> Problem to solve
Transcribe the whole listing below without changing a word, but leave out every image.

--- BEGIN Data lines ---

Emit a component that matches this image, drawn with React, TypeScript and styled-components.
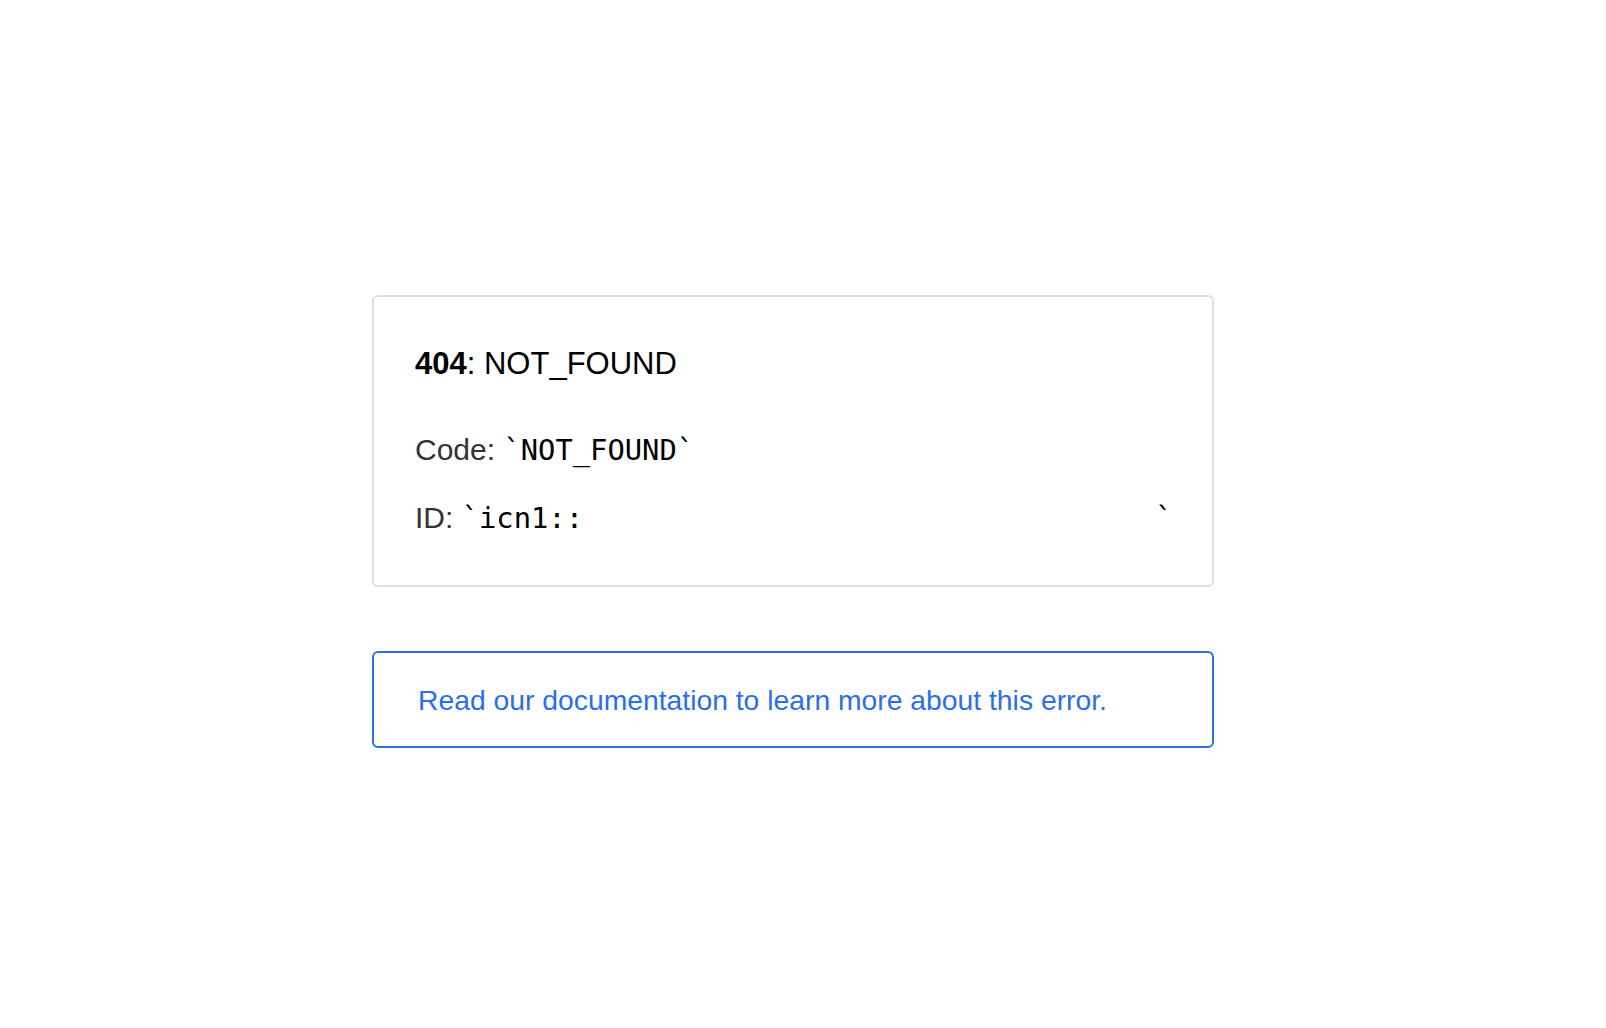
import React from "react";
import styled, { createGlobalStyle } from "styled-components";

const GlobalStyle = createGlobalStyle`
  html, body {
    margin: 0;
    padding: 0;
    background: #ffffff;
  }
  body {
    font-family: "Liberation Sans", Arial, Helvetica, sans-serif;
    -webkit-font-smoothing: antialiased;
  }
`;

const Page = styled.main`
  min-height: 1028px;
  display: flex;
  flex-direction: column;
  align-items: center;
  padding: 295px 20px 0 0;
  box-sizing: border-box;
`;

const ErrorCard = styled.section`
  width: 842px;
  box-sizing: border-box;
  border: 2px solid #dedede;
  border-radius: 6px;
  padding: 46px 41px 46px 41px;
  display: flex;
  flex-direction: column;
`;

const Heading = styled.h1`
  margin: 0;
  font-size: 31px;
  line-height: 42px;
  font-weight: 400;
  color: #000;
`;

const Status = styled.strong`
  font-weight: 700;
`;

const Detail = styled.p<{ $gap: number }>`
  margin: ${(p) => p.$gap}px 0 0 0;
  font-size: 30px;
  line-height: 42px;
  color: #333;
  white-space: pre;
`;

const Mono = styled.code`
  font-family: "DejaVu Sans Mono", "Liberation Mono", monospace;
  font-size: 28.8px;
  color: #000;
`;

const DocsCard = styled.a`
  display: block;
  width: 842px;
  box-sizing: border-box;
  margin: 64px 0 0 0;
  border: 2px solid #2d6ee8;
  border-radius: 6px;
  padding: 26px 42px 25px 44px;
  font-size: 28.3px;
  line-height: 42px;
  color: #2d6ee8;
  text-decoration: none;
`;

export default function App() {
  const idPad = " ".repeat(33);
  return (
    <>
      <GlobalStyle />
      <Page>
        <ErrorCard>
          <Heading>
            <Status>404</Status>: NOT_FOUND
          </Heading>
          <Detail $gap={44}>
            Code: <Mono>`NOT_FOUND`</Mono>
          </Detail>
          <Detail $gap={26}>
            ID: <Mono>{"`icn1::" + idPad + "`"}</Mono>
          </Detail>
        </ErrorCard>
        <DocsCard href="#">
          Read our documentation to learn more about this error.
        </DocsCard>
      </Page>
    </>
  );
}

--- END Data lines ---

> Response for this exercise
Emit a component that matches this image, drawn with React, TypeScript and styled-components.
import React from "react";
import styled, { createGlobalStyle } from "styled-components";

const GlobalStyle = createGlobalStyle`
  html, body {
    margin: 0;
    padding: 0;
    background: #ffffff;
  }
  body {
    font-family: "Liberation Sans", Arial, Helvetica, sans-serif;
    -webkit-font-smoothing: antialiased;
  }
`;

const Page = styled.main`
  min-height: 1028px;
  display: flex;
  flex-direction: column;
  align-items: center;
  padding: 295px 20px 0 0;
  box-sizing: border-box;
`;

const ErrorCard = styled.section`
  width: 842px;
  box-sizing: border-box;
  border: 2px solid #dedede;
  border-radius: 6px;
  padding: 46px 41px 46px 41px;
  display: flex;
  flex-direction: column;
`;

const Heading = styled.h1`
  margin: 0;
  font-size: 31px;
  line-height: 42px;
  font-weight: 400;
  color: #000;
`;

const Status = styled.strong`
  font-weight: 700;
`;

const Detail = styled.p<{ $gap: number }>`
  margin: ${(p) => p.$gap}px 0 0 0;
  font-size: 30px;
  line-height: 42px;
  color: #333;
  white-space: pre;
`;

const Mono = styled.code`
  font-family: "DejaVu Sans Mono", "Liberation Mono", monospace;
  font-size: 28.8px;
  color: #000;
`;

const DocsCard = styled.a`
  display: block;
  width: 842px;
  box-sizing: border-box;
  margin: 64px 0 0 0;
  border: 2px solid #2d6ee8;
  border-radius: 6px;
  padding: 26px 42px 25px 44px;
  font-size: 28.3px;
  line-height: 42px;
  color: #2d6ee8;
  text-decoration: none;
`;

export default function App() {
  const idPad = " ".repeat(33);
  return (
    <>
      <GlobalStyle />
      <Page>
        <ErrorCard>
          <Heading>
            <Status>404</Status>: NOT_FOUND
          </Heading>
          <Detail $gap={44}>
            Code: <Mono>`NOT_FOUND`</Mono>
          </Detail>
          <Detail $gap={26}>
            ID: <Mono>{"`icn1::" + idPad + "`"}</Mono>
          </Detail>
        </ErrorCard>
        <DocsCard href="#">
          Read our documentation to learn more about this error.
        </DocsCard>
      </Page>
    </>
  );
}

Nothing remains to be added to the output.